Scientists at Arecibo Observatory in Puerto Rico have tracked some mysterious radio signals coming from a Red Dwarf Star named Ross 128. This faint dwarf star is located about 11 light years away from Earth, in the constellation of Virgo, and is too dim to be seen with the naked eye.

Weird radio signals from Ross 128

The odd signals from Ross 128 were identified in May this year when researchers at the Arecibo Observatory were analyzing information coming from a group of red dwarfs stars, including Wolf 359, Ross 128, Gliese 436, HD 95735, BD +202465, and K2-18.

The aim of this study was to identify planets or other objects around these stars. When scientists examined the data from Ross 128, they noticed some weird radio signals coming from the star in the ten-minute dynamic spectrum. According to the team, these radio signals consisted of broadband non-polarized, quasi-periodic pulses demonstrating strong dispersion-like features. According to researchers, these signals can’t be local radio frequency interferences as they are unique to red dwarf star Ross 128.

Origin of these signals

Professor Abel Mendez of the Planetary Habitability Laboratory at the University of Puerto Rico says there are very remote chances of the signals being sent by some species of aliens.

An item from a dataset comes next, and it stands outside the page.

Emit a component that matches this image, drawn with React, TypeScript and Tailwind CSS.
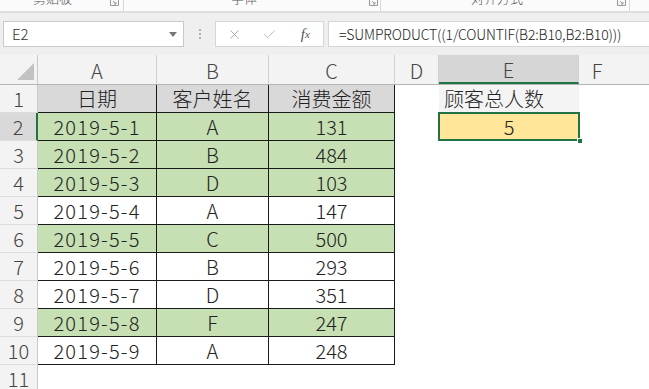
import React from "react";
import { X, Check } from "lucide-react";

const rows: { d: string; n: string; v: string; g: boolean }[] = [
  { d: "2019-5-1", n: "A", v: "131", g: true },
  { d: "2019-5-2", n: "B", v: "484", g: true },
  { d: "2019-5-3", n: "D", v: "103", g: true },
  { d: "2019-5-4", n: "A", v: "147", g: false },
  { d: "2019-5-5", n: "C", v: "500", g: true },
  { d: "2019-5-6", n: "B", v: "293", g: false },
  { d: "2019-5-7", n: "D", v: "351", g: false },
  { d: "2019-5-8", n: "F", v: "247", g: true },
  { d: "2019-5-9", n: "A", v: "248", g: false },
];

function Launcher() {
  return (
    <svg width="9" height="7" viewBox="0 0 9 7" className="block">
      <path d="M0.5 0 V6.5 H8.5 V0" fill="none" stroke="#9a9a9a" strokeWidth="1" />
      <path d="M3 2 L6 5 M6 3 V5 H4" fill="none" stroke="#9a9a9a" strokeWidth="1" />
    </svg>
  );
}

function RowHeader({ n, sel }: { n: number; sel?: boolean }) {
  return (
    <div
      className={`w-[38px] h-full flex items-center justify-center border-b border-b-[#dcdcdc] ${
        sel ? "bg-[#d9d9d9] border-r-2 border-r-[#217346]" : "bg-[#f3f3f3] border-r border-r-[#c9c9c9]"
      } text-[#444] text-[20px]`}
    >
      {n}
    </div>
  );
}

export default function App() {
  const cell = "h-full flex items-center justify-center border-r border-b border-[#1a1a1a]";
  return (
    <div className="w-[649px] h-[389px] overflow-hidden bg-white font-['Noto_Sans_CJK_SC',sans-serif] font-light text-[#222]">
      {/* ribbon strip remnant */}
      <div className="h-[11px] bg-[#fbfbfb] overflow-hidden flex items-start text-[#555] text-[13px] leading-[16px]">
        <div className="w-[124px] h-full relative border-r border-[#d8d8d8] flex">
          <span className="absolute left-[33px] top-[-10px]">剪贴板</span>
          <span className="absolute left-[110px] top-[-1px]"><Launcher /></span>
        </div>
        <div className="w-[257px] h-full relative border-r border-[#d8d8d8]">
          <span className="absolute left-[107px] top-[-10px]">字体</span>
          <span className="absolute left-[245px] top-[-1px]"><Launcher /></span>
        </div>
        <div className="w-[249px] h-full relative border-r border-[#d8d8d8]">
          <span className="absolute left-[90px] top-[-10px]">对齐方式</span>
          <span className="absolute left-[236px] top-[-1px]"><Launcher /></span>
        </div>
      </div>
      <div className="h-[2px] bg-[#dedede]" />
      {/* formula bar */}
      <div className="h-[42px] bg-[#efefef] flex items-start pt-[8px] pl-[3px]">
        <div className="w-[181px] h-[26px] bg-white border border-[#c9c9c9] flex items-center pl-[8px] pr-[6px] text-[15px] text-[#333]">
          <span className="flex-1">E2</span>
          <svg width="8" height="5" viewBox="0 0 8 5"><path d="M0 0 H8 L4 5 Z" fill="#777" /></svg>
        </div>
        <div className="w-[31px] h-[26px] flex flex-col items-center justify-center gap-[2px]">
          <span className="w-[2px] h-[2px] bg-[#b0b0b0]" />
          <span className="w-[2px] h-[2px] bg-[#b0b0b0]" />
          <span className="w-[2px] h-[2px] bg-[#b0b0b0]" />
        </div>
        <div className="w-[109px] h-[26px] bg-white border border-[#d6d6d6] flex items-center">
          <span className="w-[36px] flex justify-center ml-[1px]"><X size={15} strokeWidth={1.5} color="#a8a8a8" /></span>
          <span className="w-[36px] flex justify-center"><Check size={15} strokeWidth={1.5} color="#b4b4b4" /></span>
          <span className="w-[36px] flex justify-center font-['Liberation_Serif',serif] italic text-[15px] text-[#555]">
            f<span className="text-[11px] mt-[3px]">x</span>
          </span>
        </div>
        <div className="flex-1 h-[26px] ml-[4px] bg-white border border-[#d6d6d6] border-r-0 flex items-center pl-[10px] text-[14px] text-[#222] tracking-[-0.15px]">
          =SUMPRODUCT((1/COUNTIF(B2:B10,B2:B10)))
        </div>
      </div>
      {/* column headers */}
      <div className="h-[30px] flex bg-[#f3f3f3] border-b border-[#b5b5b5] text-[20px] text-[#444]">
        <div className="w-[38px] h-full border-r border-[#c9c9c9] relative">
          <svg width="38" height="29" viewBox="0 0 38 29" className="block">
            <path d="M34 8 V25 H17 Z" fill="#c2c2c2" />
          </svg>
        </div>
        <div className="w-[119px] flex items-center justify-center border-r border-[#d0d0d0] pt-[2px]">A</div>
        <div className="w-[112px] flex items-center justify-center border-r border-[#d0d0d0] pt-[2px]">B</div>
        <div className="w-[126px] flex items-center justify-center border-r border-[#d0d0d0] pt-[2px]">C</div>
        <div className="w-[44px] flex items-center justify-center border-r border-[#d0d0d0] pt-[2px]">D</div>
        <div className="w-[140px] flex items-center justify-center border-r border-[#d0d0d0] bg-[#d6d6d6] border-b-2 border-b-[#217346] pt-[2px]">E</div>
        <div className="flex-1 flex items-center justify-center pt-[2px] pr-[34px]">F</div>
      </div>
      {/* row 1 */}
      <div className="h-[28px] flex text-[20px]">
        <RowHeader n={1} />
        <div className={`w-[119px] ${cell} bg-[#d9d9d9]`}>日期</div>
        <div className={`w-[112px] ${cell} bg-[#d9d9d9]`}>客户姓名</div>
        <div className={`w-[126px] ${cell} bg-[#d9d9d9]`}>消费金额</div>
        <div className="w-[44px] h-full" />
        <div className="w-[140px] h-full flex items-center pl-[5px] bg-[#f4f4f4]">顾客总人数</div>
        <div className="flex-1" />
      </div>
      {rows.map((r, i) => (
        <div key={i} className="h-[28px] flex text-[20px]">
          <RowHeader n={i + 2} sel={i === 0} />
          <div className={`w-[119px] ${cell} tracking-[1.2px] ${r.g ? "bg-[#c6e0b4]" : "bg-white"}`}>{r.d}</div>
          <div className={`w-[112px] ${cell} ${r.g ? "bg-[#c6e0b4]" : "bg-white"}`}>{r.n}</div>
          <div className={`w-[126px] ${cell} ${r.g ? "bg-[#c6e0b4]" : "bg-white"}`}>{r.v}</div>
          <div className="w-[44px] h-full" />
          {i === 0 ? (
            <div className="w-[140px] h-full relative bg-[#ffe699] flex items-center justify-center">
              5
              <div className="absolute left-[-1px] top-[-1px] right-[-1px] bottom-[0px] border-2 border-[#217346]" />
              <div className="absolute right-[-4px] bottom-[-3px] w-[6px] h-[6px] bg-[#217346] border border-white" />
            </div>
          ) : (
            <div className="w-[140px] h-full" />
          )}
          <div className="flex-1" />
        </div>
      ))}
      <div className="h-[28px] flex text-[20px]">
        <RowHeader n={11} />
      </div>
    </div>
  );
}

While scientists have no idea about the origin of these signals, they do talk about three main possibilities. First, the dwarf star could be emitting these signals, similar to Type II solar flares emitted by the sun. Second, they could be emissions from some other object in the field of view of the star. Lastly, they could also be signals coming from a high orbit satellite.

Scientists need more time and data to figure out the source of the signal. On July 16, the team carried out another observation of the red dwarf star. They also observed Barnard's Star, a red dwarf located just six light-years away from Earth. The results of these observations are expected to be announced by next week. Some other teams of astronomers are also studying these signals.

Scientists associated with SETI (Search for Extraterrestrial Intelligence) Institute have been using the Allen Telescope Array to observe the red dwarf star.

About Ross 128

Ross 128 was discovered by Frank Elmore Ross in 1925. This dwarf star is also known by the name FI Virginis, and its nearest neighbor is Wolf 359 which lies at a distance of 3.79 light-years from it.